Overview of mid-market data team organization models

How to Build Your Data Team

Peer reviewed by Kat Holmes – Data Director ITV

As businesses recognize the decisive power of data to achieve business goals, most are hoping to put data in the driver's seat of their business and product strategies. This entails putting together a strong data team which can effectively propagate its insights across different areas of the business. Unfortunately, this is no easy task.

To be truly data driven, companies need to build three capabilities: data strategy, data governance and data analytics.

3 pillars for your data journey - Image from CastorDoc

Strategy: Data strategy is your organization's roadmap for using data to achieve its goals. It requires a clear understanding of the data needs inherent to the business strategy. Why are you collecting data? Are you trying to make money, save money, manage risk, deliver exceptional customer experience, all the above?

Governance: Data governance is a collection of processes, roles, policies, standards, and metrics that ensure the efficient use of information in enabling your organization to achieve its goals. A well-crafted data governance strategy ensures that data in your company is trusted, accurate and available.

Analytics: The term data analytics refers to the process of analyzing raw data to draw conclusions about the information they contain. Typically, those involved with data analytics in an organization are data engineers, data analysts and data scientists.

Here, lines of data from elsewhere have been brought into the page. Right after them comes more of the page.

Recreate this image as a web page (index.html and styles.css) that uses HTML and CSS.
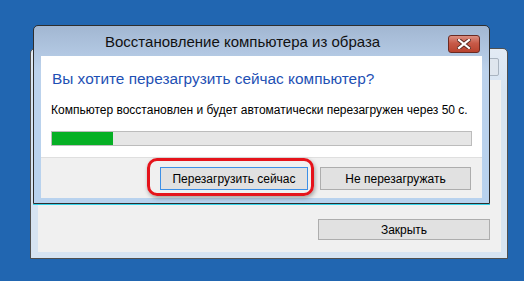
FILE: index.html
```html
<!DOCTYPE html>
<html>
<head>
  <meta charset="utf-8">
  <title>Восстановление компьютера из образа</title>
  <link rel="stylesheet" href="styles.css">
</head>
<body>
  <div class="desktop">
    <!-- окно мастера на заднем плане -->
    <div class="back-window">
      <div class="back-title">
        <span class="back-close"></span>
      </div>
      <div class="back-client">
        <div class="back-buttons">
          <button class="btn btn-close">Закрыть</button>
        </div>
      </div>
    </div>

    <!-- диалог перезагрузки -->
    <div class="dialog">
      <div class="titlebar">
        <span class="title">Восстановление компьютера из образа</span>
        <span class="close-x">
          <svg width="14" height="10" viewBox="0 0 14 10">
            <path d="M2 1 L12 9 M12 1 L2 9" stroke="#5a2a22" stroke-width="4" stroke-linecap="square"/>
            <path d="M2 1 L12 9 M12 1 L2 9" stroke="#ffffff" stroke-width="2.2" stroke-linecap="square"/>
          </svg>
        </span>
      </div>
      <div class="client">
        <div class="content">
          <h1 class="instruction">Вы хотите перезагрузить сейчас компьютер?</h1>
          <p class="text">Компьютер восстановлен и будет автоматически перезагружен через 50 с.</p>
          <div class="progress"><div class="progress-fill" style="width: 14.5%"></div></div>
        </div>
        <div class="footer">
          <div class="highlight-wrap">
            <button class="btn btn-default">Перезагрузить сейчас</button>
            <span class="highlight"></span>
          </div>
          <button class="btn">Не перезагружать</button>
        </div>
      </div>
    </div>
  </div>
</body>
</html>
```

FILE: styles.css
```css
/* рабочий стол Windows 8 */
* {
  box-sizing: border-box;
}

body {
  margin: 0;
  font-family: "Liberation Sans", Arial, sans-serif;
  background: #2166b1;
}

.desktop {
  position: relative;
  width: 524px;
  height: 281px;
  overflow: hidden;
}

/* заднее окно */
.back-window {
  position: absolute;
  left: 30px;
  top: 48px;
  width: 478px;
  height: 211px;
  border: 1px solid #505050;
  border-radius: 5px 5px 0 0;
  background: linear-gradient(#e3ebf4, #d7e4f2 40px);
  display: flex;
  flex-direction: column;
  padding: 0 6px 6px 7px;
}

.back-title {
  height: 31px;
  display: flex;
  justify-content: flex-end;
  padding-top: 9px;
}

.back-close {
  width: 32px;
  height: 18px;
  border: 1px solid #a9b4c0;
  border-radius: 2px;
  background: #dfe6ee;
  margin-right: 2px;
}

.back-client {
  flex: 1;
  background: #f0f0f0;
  display: flex;
  flex-direction: column;
  justify-content: flex-end;
}

.back-buttons {
  display: flex;
  justify-content: flex-end;
  padding: 0 11px 12px 0;
}

.btn {
  font-family: "Liberation Sans", Arial, sans-serif;
  font-size: 12px;
  color: #000;
  height: 23px;
  width: 151px;
  padding: 0;
  background: #e1e1e1;
  border: 1px solid #adadad;
  border-radius: 0;
}

.btn-close {
  width: 172px;
  height: 21px;
}

.btn-default {
  border-color: #3c8fe6;
  width: 148px;
}

/* диалог */
.dialog {
  position: absolute;
  left: 33px;
  top: 25px;
  width: 457px;
  height: 179px;
  border: 1px solid #2e2e2e;
  border-radius: 5px 5px 0 0;
  background: linear-gradient(#a2b7d2, #bcd2ec 45px, #b8d2ee);
  box-shadow: 0 1px 0 #35d3ea;
  display: flex;
  flex-direction: column;
  padding: 0 7px 5px 7px;
}

.titlebar {
  height: 30px;
  flex: none;
  display: flex;
  align-items: center;
  position: relative;
}

.title {
  font-size: 15px;
  color: #111;
  margin-left: 64px;
  margin-top: 1px;
}

.close-x {
  position: absolute;
  right: 2px;
  top: 9px;
  width: 32px;
  height: 18px;
  border: 1px solid #6b2a22;
  border-radius: 3px;
  background: linear-gradient(#dc8f82, #c75a48 45%, #b8432f);
  display: flex;
  align-items: center;
  justify-content: center;
}

.client {
  flex: 1;
  display: flex;
  flex-direction: column;
  background: #f0f0f0;
}

.content {
  background: #fff;
  height: 102px;
  border-bottom: 1px solid #dfdfdf;
  padding: 0 10px;
}

.instruction {
  margin: 0;
  padding: 13px 0 0 1px;
  font-size: 15.4px;
  line-height: 20px;
  font-weight: normal;
  color: #1e50b4;
}

.text {
  margin: 0;
  padding-top: 14px;
  font-size: 12px;
  line-height: 15px;
  white-space: nowrap;
  color: #000;
}

.progress {
  margin-top: 13px;
  height: 15px;
  border: 1px solid #bcbcbc;
  background: #e6e6e6;
}

.progress-fill {
  height: 100%;
  background: #06b025;
}

.footer {
  display: flex;
  justify-content: flex-end;
  gap: 12px;
  padding: 9px 11px 0 0;
}

.highlight-wrap {
  position: relative;
  display: flex;
}

.highlight {
  position: absolute;
  left: -13px;
  top: -9px;
  right: -6px;
  bottom: -6px;
  border: 3px solid #e5131b;
  border-radius: 10px;
  box-shadow: 1px 2px 4px rgba(0, 0, 0, 0.35);
}
```
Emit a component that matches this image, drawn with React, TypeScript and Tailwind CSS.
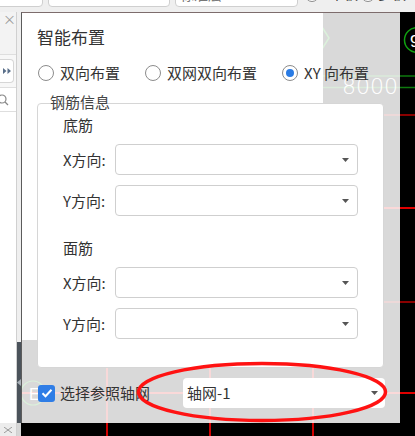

Ultimately, your ability to leverage data will depend on these three pillars. If you’re reading this and realizing that your organization possesses none of these, don’t worry. That’s why we’re here. A good place to start is to build a strong analytics team, one that is closely tied with the strategic goals of your business. It is the first pillar of your data organization, and the focus of the article.

When building a data analytics team, heads of data typically grapple with the following questions:

  • How big should this team be?
  • How many data engineers, data analysts, data scientists?
  • How does the team interact with the rest of the organization?
  • Which structure for the data team? Centralized or embedded?

They rightly do so; having a strong data team is not a luxury anymore, but essential to the very survival of a company today.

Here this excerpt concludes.